After raising $100 million to lose to Gov. Brian Kemp (R-Ga.) a second time, Democratic gubernatorial candidate Stacey Abrams’ campaign is reportedly more than $1 million in debt and some staffers have been left wondering how “they’re going to pay their rent in January.”
Despite the machinations of the Democratic Party pulling out all of the stops for her, including turning Georgia into ground-zero for voter integrity laws and getting her a cameo as President of Earth on “Star Trek,” Abrams managed to underperform herself, falling nearly a quarter million votes shy of her 2018 loss margin. However, the disappointing outcome was far outweighed by the very real financial obligations that members of her campaign said couldn’t afford to be paid.
While pointing fingers as to why, Abrams’ 2018 and 2022 campaign manager Lauren Groh-Wargo confirmed to Axios more than $1 million remains outstanding to vendors. “Of course, I would have loved to do a lot of things differently,” she argued, thrusting some blame on an alleged “cavalcade of negative press and negative polling.”
“But I had to move as fast as possible.”
“We did not just lose, we got blown out,” the campaign manager asserted. “It was the most sub-optimal situation to be in. And we will be dealing with that situation for some time.”
“Sub-optimal” might be a bit of an understatement to staffers who spoke with Axios and contended, “People have told me they have no idea how they’re going to pay their rent in January. It was more than unfortunate. It was messed up.”
Groh-Wargo defended the actions of the campaign that saw weekly ad buys cut from as much as $3 million in early October down to less than $1 million by the end of the month, according to the outlet.
“We tried to do the best we could to make sure that help would be there for folks,” she added and said, “I was trimming everything we could.”
GBP News Stephen Fowler noted in a tweet that many of the Abrams campaign staffers “were given an abrupt paycheck cutoff date — just a week after the November election.”
“Abrams has been heralded for her fundraising prowess and had brought in donations at a presidential level earlier in the year. But money became so tight that most of the 180 full-time staffers were given an abrupt paycheck cutoff date — just a week after the November election.” https://t.co/I9Y9vU2Jlx
— stephen fowler (@stphnfwlr) December 19, 2022
While a staffer suggested, “I figured, $100 million? They should be able to pay me until December,” Georgia Democrat Chris Huttman explained to Axios that the end result was similar to 2018 and represented a “well-documented pattern.”

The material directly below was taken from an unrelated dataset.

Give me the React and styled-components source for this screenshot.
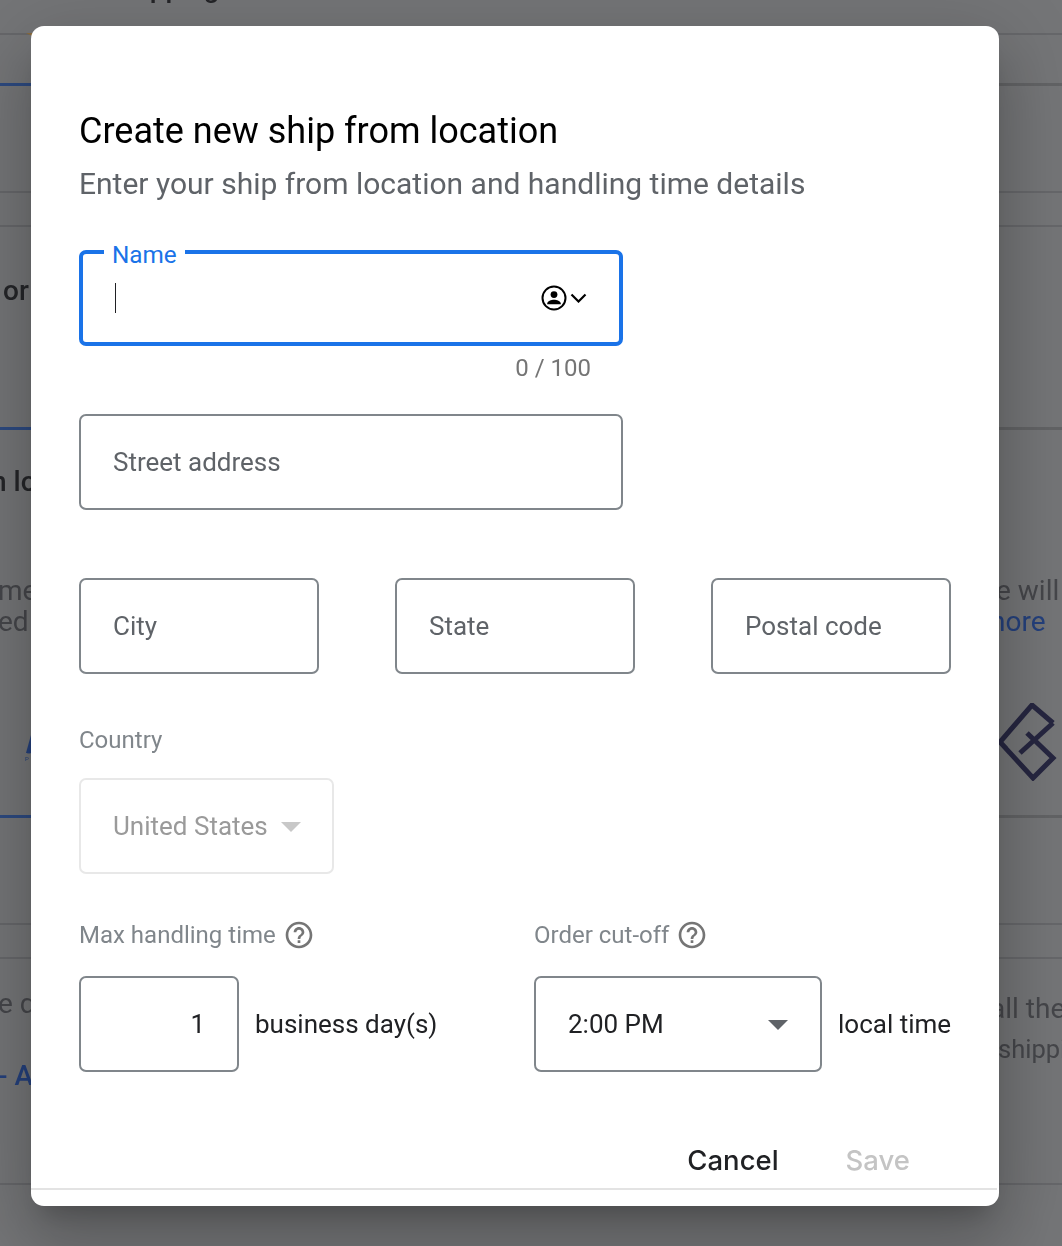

“She was running a campaign where there’s always been more money in the future that can fix the mistakes of the past,” Huttman said.
No matter the cause for the depleted war chest, one critic described the outcome, “Unacceptable on any campaign, but on one as well funded as Abrams it’s downright embarrassing. Groh-Wargo’s excuse is pathetic.”

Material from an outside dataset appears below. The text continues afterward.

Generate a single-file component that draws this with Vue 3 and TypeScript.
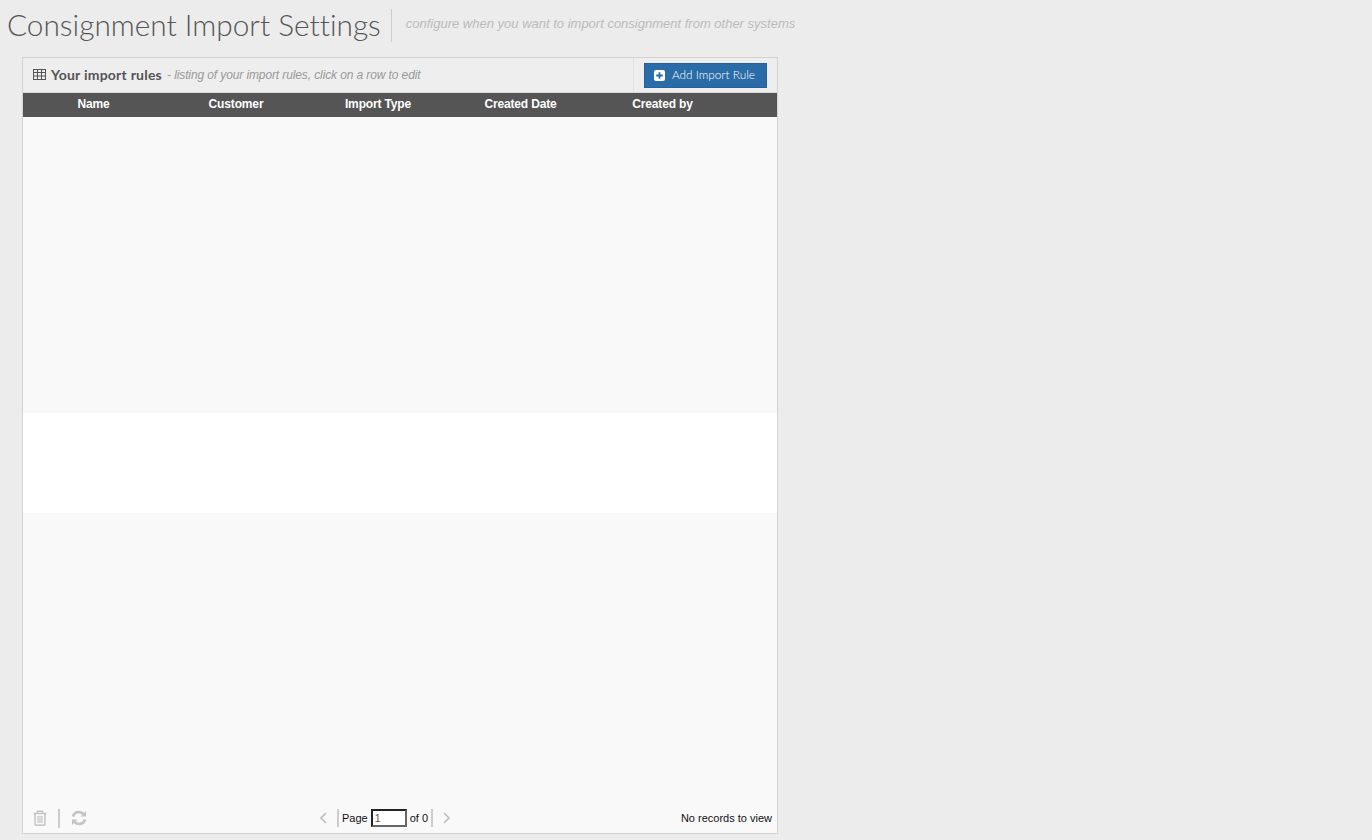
<script setup lang="ts">
const columns = [
  { label: 'Name', width: 141 },
  { label: 'Customer', width: 144 },
  { label: 'Import Type', width: 140 },
  { label: 'Created Date', width: 145 },
  { label: 'Created by', width: 139 },
]
</script>

<template>
  <div class="page">
    <header class="pageHead">
      <h1 class="title">Consignment Import Settings</h1>
      <p class="subtitle">configure when you want to import consignment from other systems</p>
    </header>

    <section class="panel">
      <div class="panelHead">
        <div class="caption">
          <svg class="tableIcon" width="13" height="11" viewBox="0 0 13 11" fill="none" stroke="#555" stroke-width="1">
            <rect x="0.5" y="0.5" width="12" height="10" />
            <path d="M0 3.5h13M0 7h13M4.5 0v11M8.5 0v11" />
          </svg>
          <strong class="captionTitle">Your import rules</strong>
          <em class="captionNote">- listing of your import rules, click on a row to edit</em>
        </div>
        <div class="actions">
          <button class="addBtn" type="button">
            <svg width="11" height="11" viewBox="0 0 11 11">
              <rect width="11" height="11" rx="2" fill="#fff" />
              <path d="M5.5 2.2v6.6M2.2 5.5h6.6" stroke="#2a6ca8" stroke-width="1.8" />
            </svg>
            <span class="addLabel">Add Import Rule</span>
          </button>
        </div>
      </div>

      <div class="columns">
        <div v-for="col in columns" :key="col.label" class="column" :style="{ width: col.width + 'px' }">
          {{ col.label }}
        </div>
      </div>

      <div class="rows">
        <div class="stripe first"></div>
        <div class="stripe blank"></div>
        <div class="stripe last"></div>
      </div>

      <footer class="pager">
        <div class="pagerLeft">
          <svg width="14" height="16" viewBox="0 0 14 16" fill="none" stroke="#c4c4c4">
            <path d="M0.5 3.5h13" stroke-width="1.4" />
            <path d="M4.5 3V1.2h5V3" stroke-width="1.4" />
            <path d="M2 3.5v10.2c0 1 .6 1.6 1.5 1.6h7c.9 0 1.5-.6 1.5-1.6V3.5" stroke-width="1.5" />
            <path d="M5 6v7M7 6v7M9 6v7" stroke-width="1.2" />
          </svg>
          <span class="sep tall"></span>
          <svg width="16" height="16" viewBox="0 0 16 16" fill="none" stroke="#c4c4c4" stroke-width="2.7">
            <path d="M2 6.6C2.7 3.8 5 2 7.9 2c1.9 0 3.5.8 4.6 2.1" />
            <path d="M14 9.4c-.7 2.8-3 4.6-5.9 4.6-1.9 0-3.5-.8-4.6-2.1" />
            <path d="M15 1v5.5H9.5z" fill="#c4c4c4" stroke="none" />
            <path d="M1 15V9.5h5.5z" fill="#c4c4c4" stroke="none" />
          </svg>
        </div>

        <div class="pagerCenter">
          <svg class="chev" width="8" height="12" viewBox="0 0 8 12" fill="none" stroke="#bdbdbd" stroke-width="1.6">
            <path d="M7 1L2 6l5 5" />
          </svg>
          <span class="sep"></span>
          <span class="pageText">Page</span>
          <input class="pageInput" type="text" value="1" />
          <span class="pageText">of 0</span>
          <span class="sep"></span>
          <svg class="chev" width="8" height="12" viewBox="0 0 8 12" fill="none" stroke="#bdbdbd" stroke-width="1.6">
            <path d="M1 1l5 5-5 5" />
          </svg>
        </div>

        <div class="pagerRight">No records to view</div>
      </footer>
    </section>
  </div>
</template>

<style>
html,
body {
  margin: 0;
  background: #ececec;
}
</style>

<style scoped>
.page {
  width: 1372px;
  height: 840px;
  box-sizing: border-box;
  background: #ececec;
  font-family: "Liberation Sans", Arial, sans-serif;
  overflow: hidden;
}

.pageHead {
  display: flex;
  align-items: center;
  height: 57px;
  padding: 0 0 7px 7px;
  box-sizing: border-box;
}

.title {
  margin: 0;
  padding-right: 10px;
  height: 33px;
  line-height: 31px;
  font-family: Lato, sans-serif;
  font-size: 29.8px;
  font-weight: 300;
  font-variant-ligatures: none;
  color: #555;
  border-right: 1px solid #ccc;
}

.subtitle {
  margin: 0 0 4px 14px;
  font-size: 13px;
  font-style: italic;
  color: #bbb;
}

.panel {
  display: flex;
  flex-direction: column;
  width: 756px;
  height: 777px;
  margin-left: 22px;
  box-sizing: border-box;
  border: 1px solid #d2d2d2;
  background: #f9f9f9;
}

.panelHead {
  display: flex;
  justify-content: space-between;
  height: 35px;
  box-sizing: border-box;
  background: #eee;
  border-bottom: 1px solid #d8d8d8;
  flex-shrink: 0;
}

.caption {
  display: flex;
  align-items: center;
  padding: 0 0 2px 10px;
}

.tableIcon {
  margin-right: 5px;
}

.captionTitle {
  font-family: Lato, sans-serif;
  font-size: 14px;
  font-weight: 700;
  letter-spacing: 0.23px;
  color: #555;
}

.captionNote {
  margin: 1px 0 0 5px;
  font-size: 12px;
  letter-spacing: -0.11px;
  color: #999;
}

.actions {
  display: flex;
  align-items: center;
  width: 144px;
  padding-left: 10px;
  box-sizing: border-box;
  border-left: 1px solid #e2e2e2;
}

.addBtn {
  display: flex;
  align-items: center;
  gap: 7px;
  width: 123px;
  height: 25px;
  padding: 0 0 0 9px;
  box-sizing: border-box;
  border: 1px solid #25619a;
  border-radius: 0;
  background: #2a6ca8;
  color: #fff;
  font-family: Lato, sans-serif;
  font-size: 11.8px;
  font-weight: 300;
}

.addLabel {
  margin-bottom: 1px;
}

.columns {
  display: flex;
  height: 24px;
  background: #555;
  flex-shrink: 0;
}

.column {
  box-sizing: border-box;
  text-align: center;
  line-height: 23px;
  font-size: 12px;
  font-weight: 700;
  letter-spacing: -0.15px;
  color: #fff;
}

.rows {
  display: flex;
  flex-direction: column;
}

.stripe {
  background: #f9f9f9;
}

.first {
  height: 296px;
}

.blank {
  height: 100px;
  background: #fff;
}

.last {
  height: 290px;
}

.pager {
  display: grid;
  grid-template-columns: 276px auto 1fr;
  align-items: center;
  height: 31px;
  padding: 0 5px 0 10px;
  box-sizing: border-box;
}

.pagerLeft {
  display: flex;
  align-items: center;
  gap: 11px;
}

.pagerCenter {
  display: flex;
  align-items: center;
  font-size: 11px;
  color: #111;
}

.chev {
  margin: 0 10px;
}

.sep {
  display: block;
  width: 2px;
  height: 18px;
  background: #ccc;
}

.sep.tall {
  height: 19px;
}

.pageText {
  margin: 0 3px;
}

.pageInput {
  width: 36px;
  height: 18px;
  padding: 0 0 0 2px;
  box-sizing: border-box;
  border: 2px solid;
  border-color: #222 #666 #666 #222;
  background: #fff;
  font-family: "Liberation Sans", Arial, sans-serif;
  font-size: 10.5px;
  color: #555;
  outline: none;
}

.pagerRight {
  text-align: right;
  font-size: 11px;
  color: #111;
}
</style>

Unacceptable on any campaign, but on one as well funded as Abrams it’s downright embarrassing.
Groh-Wargo’s excuse is pathetic. https://t.co/GMqbSnVKLp
— Zack Roday (@zackroday) December 19, 2022
That assessment doesn’t even begin to factor in the dark money connections that Abrams reportedly had which helped her secure nearly $62 million after initially losing to Kemp. Or the potential laws broken by the New Georgia Project, a nonprofit organization founded by Abrams, which had continued to fundraise in states across the country despite failing to file the necessary tax forms through the IRS to do so.

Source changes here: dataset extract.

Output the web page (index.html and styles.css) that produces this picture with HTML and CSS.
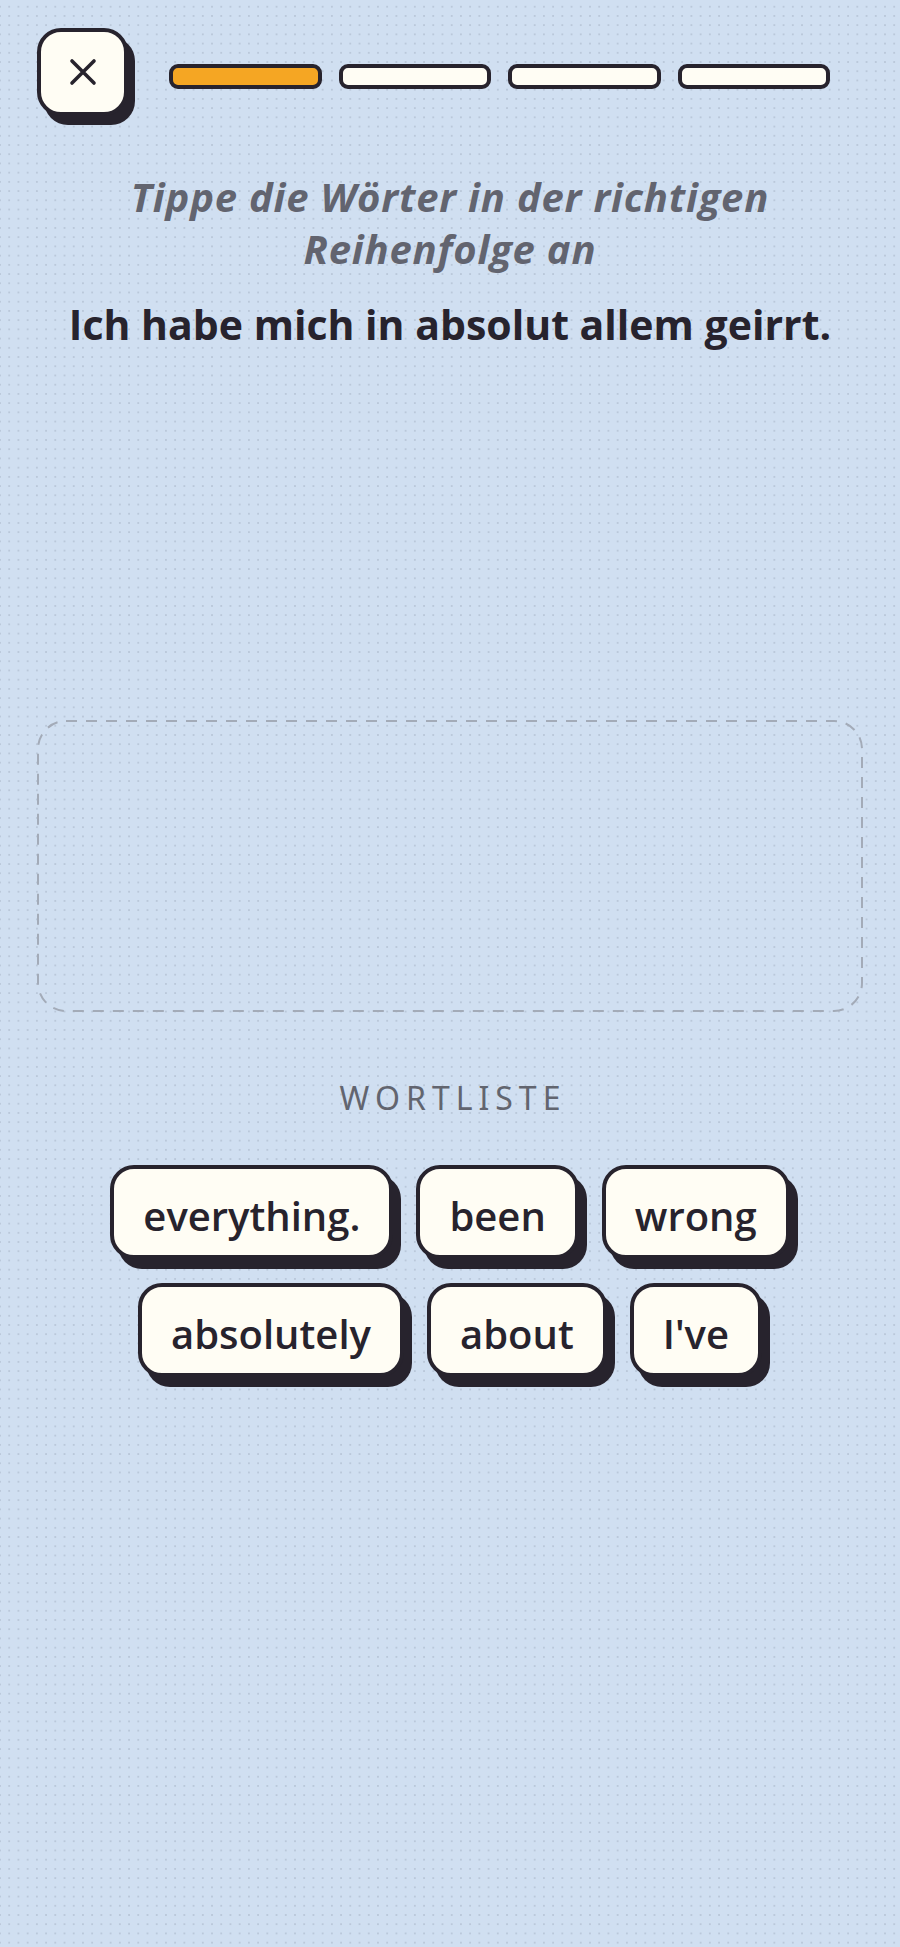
FILE: index.html
```html
<!DOCTYPE html>
<html lang="de">
<head>
<meta charset="utf-8">
<title>Wortliste</title>
<link rel="stylesheet" href="styles.css">
</head>
<body>
<div class="screen">
  <header class="topbar">
    <button class="close-btn" aria-label="Schließen">
      <svg width="34" height="34" viewBox="0 0 34 34"><path d="M6 6 L28 28 M28 6 L6 28" stroke="#27232d" stroke-width="3.6" stroke-linecap="round" fill="none"/></svg>
    </button>
    <div class="progress">
      <span class="seg seg-done"></span>
      <span class="seg"></span>
      <span class="seg"></span>
      <span class="seg"></span>
    </div>
  </header>

  <h1 class="instruction">Tippe die Wörter in der richtigen Reihenfolge an</h1>
  <p class="sentence">Ich habe mich in absolut allem geirrt.</p>

  <div class="dropzone">
    <svg class="dash" width="100%" height="100%" preserveAspectRatio="none">
      <rect x="1" y="1" width="calc(100% - 2px)" height="calc(100% - 2px)" rx="28" ry="28" fill="none" stroke="#a3abb8" stroke-width="2" stroke-dasharray="11 9"/>
    </svg>
  </div>

  <div class="wordlist-label">WORTLISTE</div>

  <div class="chips">
    <button class="chip">everything.</button>
    <button class="chip">been</button>
    <button class="chip">wrong</button>
    <button class="chip">absolutely</button>
    <button class="chip">about</button>
    <button class="chip">I've</button>
  </div>
</div>
</body>
</html>
```

FILE: styles.css
```css
html, body {
  margin: 0;
  padding: 0;
}
body {
  width: 900px;
  min-height: 1947px;
  background-color: #d0dff1;
  background-image: radial-gradient(circle, #bac8da 1px, rgba(186,200,218,0) 1.4px);
  background-size: 9.23px 9.23px;
  background-position: 4.6px 2.1px;
  font-family: "Open Sans", "Noto Sans", sans-serif;
  color: #27232d;
}
.screen {
  display: flex;
  flex-direction: column;
  align-items: center;
}
.topbar {
  align-self: stretch;
  display: flex;
  align-items: flex-start;
  padding: 28px 70px 0 37px;
  gap: 41px;
}
.close-btn {
  width: 91px;
  height: 88px;
  box-sizing: border-box;
  border: 4px solid #27232d;
  border-radius: 24px;
  background: #fffdf4;
  box-shadow: 7px 9px 0 #27232d;
  display: flex;
  align-items: center;
  justify-content: center;
  padding: 0;
}
.progress {
  flex: 1;
  display: flex;
  gap: 17px;
  margin-top: 36px;
}
.seg {
  flex: 1;
  height: 25px;
  box-sizing: border-box;
  border: 4px solid #27232d;
  border-radius: 9px;
  background: #fffdf4;
}
.seg-done {
  background: #f5a623;
}
.instruction {
  margin: 55px 0 0;
  width: 780px;
  text-align: center;
  font-size: 40px;
  line-height: 52px;
  font-weight: 700;
  font-style: italic;
  letter-spacing: 0.8px;
  color: #62646f;
}
.sentence {
  margin: 23px 0 0;
  font-size: 41px;
  line-height: 53px;
  font-weight: 700;
  color: #27232d;
}
.dropzone {
  position: relative;
  margin-top: 369px;
  width: 826px;
  height: 292px;
  box-sizing: border-box;
}
.dash {
  position: absolute;
  inset: 0;
}
.wordlist-label {
  margin-top: 66px;
  font-family: "Noto Sans", sans-serif;
  font-size: 32px;
  line-height: 40px;
  letter-spacing: 6px;
  padding-left: 6px;
  color: #62656f;
}
.chips {
  margin-top: 47px;
  width: 760px;
  display: flex;
  flex-wrap: wrap;
  justify-content: center;
  column-gap: 23px;
  row-gap: 24px;
}
.chip {
  height: 94px;
  box-sizing: border-box;
  padding: 6px 29px 0;
  border: 4px solid #27232d;
  border-radius: 24px;
  background: #fffdf4;
  box-shadow: 8px 10px 0 #27232d;
  font-family: "Open Sans", "Noto Sans", sans-serif;
  font-size: 40px;
  font-weight: 600;
  color: #27232d;
}
```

As National Legal and Policy Center counsel Paul Kamenar told the Washington Examiner on the day of the Georgia Senate runoff between Sen. Raphael Warnock (D) and candidate Hershel Walker (R), “The New Georgia Project is facing multiple enforcement actions for illegal fundraising nationwide not only for their failure to file current Form 990 IRS reports with various state agencies but also possible misuse of nonprofit assets.”
Warnock also had been a leader of the group which, like Abrams’s campaign, allegedly found itself strapped for cash in October and fired half of its leadership.